Blanche turns out to have complex motives and needs, not to mention a history which has led her far from the genteel plantation upbringing she shared with Stella. Stanley, in contrast, has a brutal simplicity about his approach to life, where ultimately the power of the fist can settle any dispute. Between them, Stella, a slave to love for both, tries to keep some sort of peace as she waits for the birth of her child.

As Stanley learns more about Blanche and her history, his own ways of dealing with the situation become more and more desperate and cruel, including revealing the past Blanche is trying so hard to escape, thus setting up her final retreat from reality.

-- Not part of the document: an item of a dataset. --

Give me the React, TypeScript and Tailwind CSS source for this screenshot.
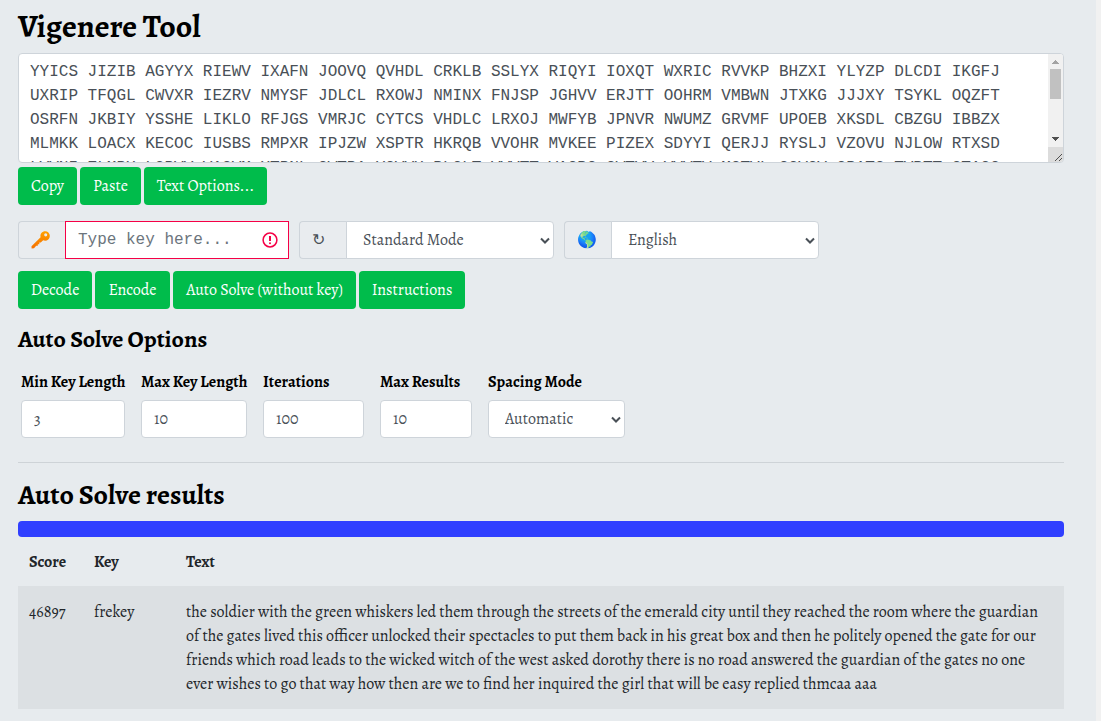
import React, { useState } from "react";

const CIPHER_TEXT = [
  "YYICS JIZIB AGYYX RIEWV IXAFN JOOVQ QVHDL CRKLB SSLYX RIQYI IOXQT WXRIC RVVKP BHZXI YLYZP DLCDI IKGFJ",
  "UXRIP TFQGL CWVXR IEZRV NMYSF JDLCL RXOWJ NMINX FNJSP JGHVV ERJTT OOHRM VMBWN JTXKG JJJXY TSYKL OQZFT",
  "OSRFN JKBIY YSSHE LIKLO RFJGS VMRJC CYTCS VHDLC LRXOJ MWFYB JPNVR NWUMZ GRVMF UPOEB XKSDL CBZGU IBBZX",
  "MLMKK LOACX KECOC IUSBS RMPXR IPJZW XSPTR HKRQB VVOHR MVKEE PIZEX SDYYI QERJJ RYSLJ VZOVU NJLOW RTXSD",
  "LVVNI ZLMPX LGPVV VAGVM XTPNL CWTPA YGVVX PLGLT VVVTT VAGPG CWTVV VVVTV MGTVL GGVGV GPATG TVPTT GTAGG",
].join(" ");

const RESULTS = [
  {
    score: 46897,
    key: "frekey",
    text: "the soldier with the green whiskers led them through the streets of the emerald city until they reached the room where the guardian of the gates lived this officer unlocked their spectacles to put them back in his great box and then he politely opened the gate for our friends which road leads to the wicked witch of the west asked dorothy there is no road answered the guardian of the gates no one ever wishes to go that way how then are we to find her inquired the girl that will be easy replied thmcaa aaa",
  },
];

const CONTROL = "h-[38px] border border-[#ced4da] bg-white text-[#495057] outline-none";

function Button({ children, width }: { children: React.ReactNode; width: string }) {
  return (
    <button type="button" className={`h-[38px] rounded bg-[#00bc4b] text-center whitespace-nowrap text-white ${width}`}>
      {children}
    </button>
  );
}

function Select({ id, options, className }: { id: string; options: string[]; className: string }) {
  return (
    <div className={`relative ${className}`}>
      <select id={id} className={`w-full appearance-none rounded-[inherit] pr-6 pl-4 ${CONTROL}`}>
        {options.map((o) => (
          <option key={o}>{o}</option>
        ))}
      </select>
      <svg viewBox="0 0 10 8" className="pointer-events-none absolute top-4 right-1 h-2 w-[10px]" fill="none" stroke="#495057" strokeWidth="2">
        <path d="M1 1.5 5 5.5 9 1.5" />
      </svg>
    </div>
  );
}

function Addon({ htmlFor, label, children }: { htmlFor: string; label: string; children: React.ReactNode }) {
  return (
    <label htmlFor={htmlFor} aria-label={label} className="flex h-[38px] w-12 shrink-0 items-center rounded-l border border-r-0 border-[#ced4da] bg-[#e9ecef] pl-3 text-[#495057]">
      {children}
    </label>
  );
}

function KeyIcon() {
  return (
    <svg viewBox="0 0 20 20" className="size-5">
      <defs>
        <linearGradient id="key-fill" x1="0" y1="0" x2="0" y2="1">
          <stop offset="0" stopColor="#ffa000" />
          <stop offset="1" stopColor="#f57000" />
        </linearGradient>
      </defs>
      <path
        fill="url(#key-fill)"
        fillRule="evenodd"
        d="M10.4 3.1C12 1 15.4.6 17.4 2.4c2 1.900 1.900 5.300-.1 7.100-1.500 1.300-3.500 1.500-5.100.8L9.700 12.600H8.300v1.600H6.800v1.500H5.200L3 18.300.6 18.500.5 16.200 9.600 7.300C9.200 5.900 9.400 4.300 10.400 3.100ZM14.700 3.300a1.500 1.500 0 1 0 0 3.100 1.500 1.500 0 0 0 0-3.100Z"
      />
    </svg>
  );
}

function ScrollTrack() {
  return (
    <svg viewBox="0 0 15 108" aria-hidden="true" className="pointer-events-none absolute top-px right-px h-[108px] w-[15px] rounded-r-[3px]" shapeRendering="crispEdges">
      <path fill="#f1f1f1" d="M0 0h15v93H0z" />
      <path fill="#dcdcdc" d="M0 93h15v15H0z" />
      <path fill="#c1c1c1" d="M2 15h11v30H2z" />
      <path fill="#a3a3a3" d="M7 6h1v1h1v1h1v1h1v1H4V9h1V8h1V7h1z" />
      <path fill="#505050" d="M4 83h7v1h-1v1H9v1H8v1H7v-1H6v-1H5v-1H4z" />
      <path stroke="#505050" shapeRendering="auto" d="m7 107 7-7M11 107l3-3" />
    </svg>
  );
}

function NumberField({ id, label, value, width }: { id: string; label: string; value: string; width: string }) {
  const [current, setCurrent] = useState(value);
  return (
    <div className={`flex flex-col gap-[6px] ${width}`}>
      <label htmlFor={id} className="font-bold whitespace-nowrap text-black">{label}</label>
      <input id={id} inputMode="numeric" value={current} onChange={(e) => setCurrent(e.target.value)} className={`w-full rounded px-3 ${CONTROL}`} />
    </div>
  );
}

export default function App() {
  return (
    <div className="min-h-screen border-r-[5px] border-[#f1f1f1] bg-[#e7ebee] font-['Alegreya','Liberation_Serif',serif] text-base text-[#212529]">
      <main className="pt-[7px] pr-8 pb-3 pl-[18px]">
        <h1 className="text-[32px] leading-[38px] font-bold text-black">Vigenere Tool</h1>

        <div className="relative mt-2">
          <textarea
            aria-label="Text"
            defaultValue={CIPHER_TEXT}
            spellCheck={false}
            className="block h-[110px] w-full resize-none overflow-hidden rounded border border-[#ced4da] bg-white py-1.5 pr-[27px] pl-[11px] font-['Liberation_Mono',monospace] leading-6 text-[#495057] outline-none"
          />
          <ScrollTrack />
        </div>
        <div className="mt-1 flex flex-wrap gap-[3px]">
          <Button width="w-[59px]">Copy</Button>
          <Button width="w-[61px]">Paste</Button>
          <Button width="w-[123px]">Text Options...</Button>
        </div>

        <div className="mt-4 flex flex-wrap gap-[10px]">
          <div className="flex w-[271px]">
            <Addon htmlFor="key" label="Key">
              <KeyIcon />
            </Addon>
            <div className="relative -ml-px flex-1">
              <input id="key" placeholder="Type key here..." className="h-[38px] w-full border border-[#f50046] bg-white pr-10 pl-3 font-['Liberation_Mono',monospace] text-[#495057] outline-none placeholder:text-[#6c757d]" />
              <svg viewBox="0 0 16 16" className="pointer-events-none absolute top-[11px] right-[11px] size-4" fill="none" stroke="#f50046">
                <circle cx="8" cy="8" r="6.9" strokeWidth="1.5" />
                <path d="M8 4v5" strokeWidth="2" />
                <circle cx="8" cy="11.3" r="1" fill="#f50046" stroke="none" />
              </svg>
            </div>
          </div>
          <div className="flex w-[255px]">
            <Addon htmlFor="mode" label="Mode">↻</Addon>
            <Select id="mode" options={["Standard Mode", "Autokey Mode"]} className="-ml-px flex-1 rounded-r" />
          </div>
          <div className="flex w-[255px]">
            <Addon htmlFor="language" label="Language">
              <span className="font-['Noto_Color_Emoji']">🌎</span>
            </Addon>
            <Select id="language" options={["English", "German", "French"]} className="-ml-px flex-1 rounded-r" />
          </div>
        </div>

        <div className="mt-3 flex flex-wrap gap-x-[3px] gap-y-1">
          <Button width="w-[74px]">Decode</Button>
          <Button width="w-[75px]">Encode</Button>
          <Button width="w-[183px]">Auto Solve (without key)</Button>
          <Button width="w-[106px]">Instructions</Button>
        </div>

        <h3 className="mt-4 text-2xl leading-7 font-bold text-black">Auto Solve Options</h3>
        <div className="mt-[17px] ml-[3px] flex flex-wrap gap-4">
          <NumberField id="min-length" label="Min Key Length" value="3" width="w-[104px]" />
          <NumberField id="max-length" label="Max Key Length" value="10" width="w-[106px]" />
          <NumberField id="iterations" label="Iterations" value="100" width="w-[101px]" />
          <NumberField id="max-results" label="Max Results" value="10" width="w-[92px]" />
          <div className="flex w-[137px] flex-col gap-[6px]">
            <label htmlFor="spacing" className="font-bold text-black">Spacing Mode</label>
            <Select id="spacing" options={["Automatic", "Original"]} className="rounded" />
          </div>
        </div>

        <hr className="mt-6 border-[#ced3d7]" />

        <h2 className="mt-[15px] text-[28px] leading-[34px] font-bold text-black">Auto Solve results</h2>
        <div role="progressbar" aria-label="Progress" aria-valuenow={100} className="mt-[9px] h-4 rounded bg-[#303fff]" />
        <table className="w-full text-left leading-6">
          <thead>
            <tr>
              <th className="w-16 px-[11px] pt-[13px] pb-3 font-bold">Score</th>
              <th className="w-[92px] px-3 pt-[13px] pb-3 font-bold">Key</th>
              <th className="px-3 pt-[13px] pb-3 font-bold">Text</th>
            </tr>
          </thead>
          <tbody>
            {RESULTS.map((r) => (
              <tr key={r.key} className="bg-[#dce0e3] align-top">
                <td className="px-[11px] pt-[14px] pb-[13px]">{r.score}</td>
                <td className="px-3 pt-[14px] pb-[13px]">{r.key}</td>
                <td className="px-3 pt-[14px] pb-[13px]">{r.text}</td>
              </tr>
            ))}
          </tbody>
        </table>
      </main>
    </div>
  );
}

Motif and symbol underscore the text at every turn. Blanche responds to ugliness in any form by covering it up or shielding it from the searching light of fact. The production elements (Giles Tanner for lighting and Tony De Goldi for costume) work to this purpose though, for me, the ravaged fragility of Blanche is not well served, for example, by her often worn silky scarlet robe. She does at some stage refer to herself as a tarantula and it may be that this is the intended link, highlighting her duplicity.

Sound design from Matt Short includes music to cover transitions between scenes which, to our eyes, used to the fluidity of film, may seem to interrupt the rhythm and onward drive of the piece. I am not able to justify the drums which sometimes replace blues or jazz for this purpose but again, such is the richness of Williams’ integrating text and action that I may be missing a clue.

As the sensation of the production reaches almost melodramatic intensity towards the end, I ask myself if the text is allowed its space.

Melanie Luckman’s cast serves her well, however, with strong performances from Tom Eason as Mitch (would-be suitor for Blanche), Hillary Moulder as neighbour Eunice, Chris Tempest as the violent and conflicted Stanley and Amy Straker as a resolute and loyal Stella. The whole is lifted into significant theatre by Claire Dougan as the refugee Blanche. She brings consistency and clarity to a demanding role, itself based on shadowy evasion.

As a fresh exploration of what the text has to offer in 2020, when a lack of general tolerance and when violence – especially towards women – seem indeed to be going the way of the brutes, the production gives pause for thought: always a good thing.